• _EXERCISE BRIEF_:
Identify all lines below that hold "React" and collect them.
===== DATA BLOCK =====
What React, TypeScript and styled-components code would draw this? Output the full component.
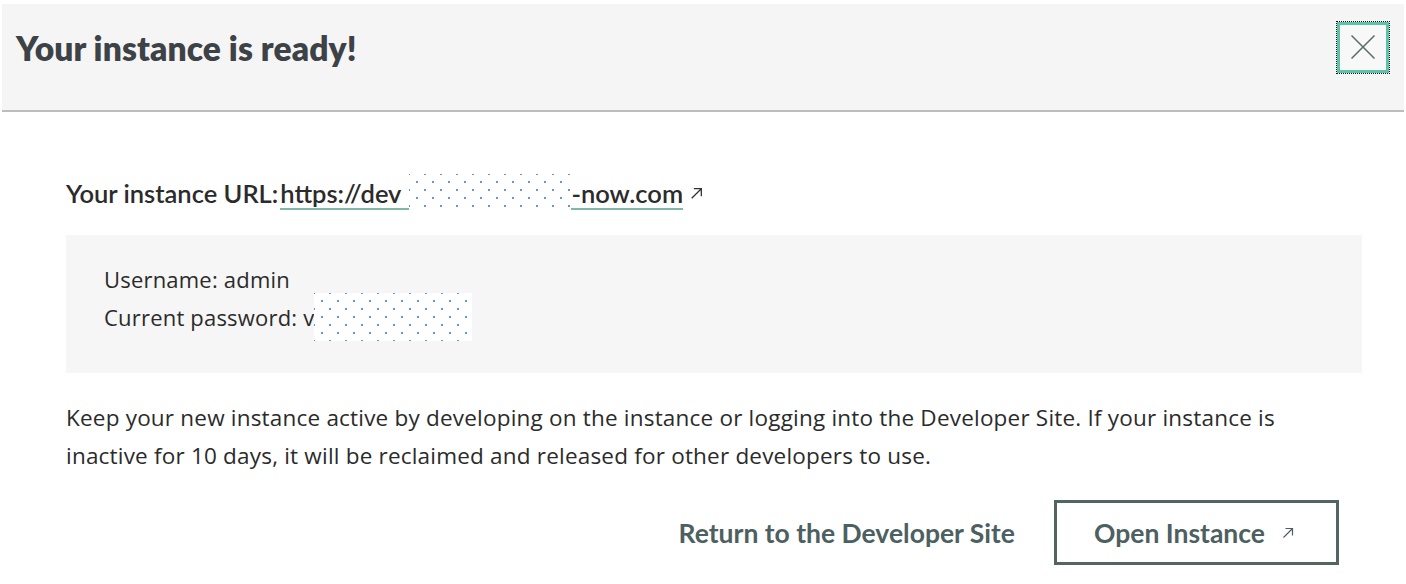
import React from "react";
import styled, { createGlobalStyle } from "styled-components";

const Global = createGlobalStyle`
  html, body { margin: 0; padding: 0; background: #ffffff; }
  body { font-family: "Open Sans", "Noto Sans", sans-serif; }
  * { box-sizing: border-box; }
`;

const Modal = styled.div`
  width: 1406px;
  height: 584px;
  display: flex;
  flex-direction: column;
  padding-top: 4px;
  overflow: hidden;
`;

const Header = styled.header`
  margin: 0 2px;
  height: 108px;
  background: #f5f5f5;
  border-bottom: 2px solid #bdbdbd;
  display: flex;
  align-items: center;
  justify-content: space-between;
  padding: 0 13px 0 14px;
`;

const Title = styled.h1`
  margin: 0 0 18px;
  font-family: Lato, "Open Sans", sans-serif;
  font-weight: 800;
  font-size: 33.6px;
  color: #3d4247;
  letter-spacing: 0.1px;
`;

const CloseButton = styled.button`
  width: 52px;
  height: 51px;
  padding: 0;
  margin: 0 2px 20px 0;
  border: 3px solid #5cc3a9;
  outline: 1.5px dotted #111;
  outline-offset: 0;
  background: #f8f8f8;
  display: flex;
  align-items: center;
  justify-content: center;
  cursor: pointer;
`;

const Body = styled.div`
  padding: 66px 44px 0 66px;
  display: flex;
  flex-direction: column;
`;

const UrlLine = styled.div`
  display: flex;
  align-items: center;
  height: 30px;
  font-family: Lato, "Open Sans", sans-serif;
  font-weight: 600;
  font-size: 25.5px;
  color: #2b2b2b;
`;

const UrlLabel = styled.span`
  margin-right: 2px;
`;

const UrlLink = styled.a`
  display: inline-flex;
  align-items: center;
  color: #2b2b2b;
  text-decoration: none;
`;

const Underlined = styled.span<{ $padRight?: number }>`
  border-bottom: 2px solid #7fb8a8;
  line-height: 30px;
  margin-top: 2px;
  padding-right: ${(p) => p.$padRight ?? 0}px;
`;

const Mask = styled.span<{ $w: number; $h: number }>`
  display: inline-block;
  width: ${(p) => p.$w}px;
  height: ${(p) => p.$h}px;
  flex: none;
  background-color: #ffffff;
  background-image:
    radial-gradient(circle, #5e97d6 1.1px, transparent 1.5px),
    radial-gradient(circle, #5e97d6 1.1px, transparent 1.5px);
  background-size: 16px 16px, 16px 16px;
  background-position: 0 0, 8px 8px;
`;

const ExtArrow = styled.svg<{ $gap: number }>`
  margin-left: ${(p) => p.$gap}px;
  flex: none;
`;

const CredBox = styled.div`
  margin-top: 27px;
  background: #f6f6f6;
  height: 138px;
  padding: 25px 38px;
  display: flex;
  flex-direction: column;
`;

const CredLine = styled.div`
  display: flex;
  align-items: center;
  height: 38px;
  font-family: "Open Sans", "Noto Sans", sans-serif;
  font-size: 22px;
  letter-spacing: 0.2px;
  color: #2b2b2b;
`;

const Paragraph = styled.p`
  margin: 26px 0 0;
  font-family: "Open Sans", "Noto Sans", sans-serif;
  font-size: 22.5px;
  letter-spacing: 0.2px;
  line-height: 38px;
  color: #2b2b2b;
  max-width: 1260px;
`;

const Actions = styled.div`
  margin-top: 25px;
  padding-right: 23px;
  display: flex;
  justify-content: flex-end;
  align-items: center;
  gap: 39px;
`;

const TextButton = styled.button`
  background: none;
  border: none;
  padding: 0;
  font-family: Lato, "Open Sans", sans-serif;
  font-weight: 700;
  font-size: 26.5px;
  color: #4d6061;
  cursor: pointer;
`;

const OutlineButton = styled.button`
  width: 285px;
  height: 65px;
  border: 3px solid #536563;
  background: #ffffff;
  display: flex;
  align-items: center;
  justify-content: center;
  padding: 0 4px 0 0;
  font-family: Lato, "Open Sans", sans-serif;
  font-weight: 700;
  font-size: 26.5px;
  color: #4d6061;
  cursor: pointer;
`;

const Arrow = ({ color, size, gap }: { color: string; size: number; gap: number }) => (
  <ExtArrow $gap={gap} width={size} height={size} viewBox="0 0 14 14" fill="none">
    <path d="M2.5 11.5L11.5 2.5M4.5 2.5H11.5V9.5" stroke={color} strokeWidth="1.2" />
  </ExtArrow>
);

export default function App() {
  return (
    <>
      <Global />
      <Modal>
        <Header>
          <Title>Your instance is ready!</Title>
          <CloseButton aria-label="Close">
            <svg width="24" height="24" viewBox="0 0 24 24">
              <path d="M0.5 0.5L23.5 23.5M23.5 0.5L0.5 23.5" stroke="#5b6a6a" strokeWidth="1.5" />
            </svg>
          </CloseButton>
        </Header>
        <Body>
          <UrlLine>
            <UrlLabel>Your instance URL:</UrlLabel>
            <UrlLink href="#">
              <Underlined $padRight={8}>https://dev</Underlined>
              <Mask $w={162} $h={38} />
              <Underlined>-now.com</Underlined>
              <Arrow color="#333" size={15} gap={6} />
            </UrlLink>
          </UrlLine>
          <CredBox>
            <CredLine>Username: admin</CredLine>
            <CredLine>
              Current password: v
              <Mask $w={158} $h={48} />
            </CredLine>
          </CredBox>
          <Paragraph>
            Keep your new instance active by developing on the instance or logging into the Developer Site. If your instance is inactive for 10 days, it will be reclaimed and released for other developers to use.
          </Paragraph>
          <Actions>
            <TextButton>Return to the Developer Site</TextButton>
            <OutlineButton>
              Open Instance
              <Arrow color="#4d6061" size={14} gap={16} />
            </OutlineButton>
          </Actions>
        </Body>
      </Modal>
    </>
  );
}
=====
• _ANSWER TO THIS TASK_:
What React, TypeScript and styled-components code would draw this? Output the full component.
import React from "react";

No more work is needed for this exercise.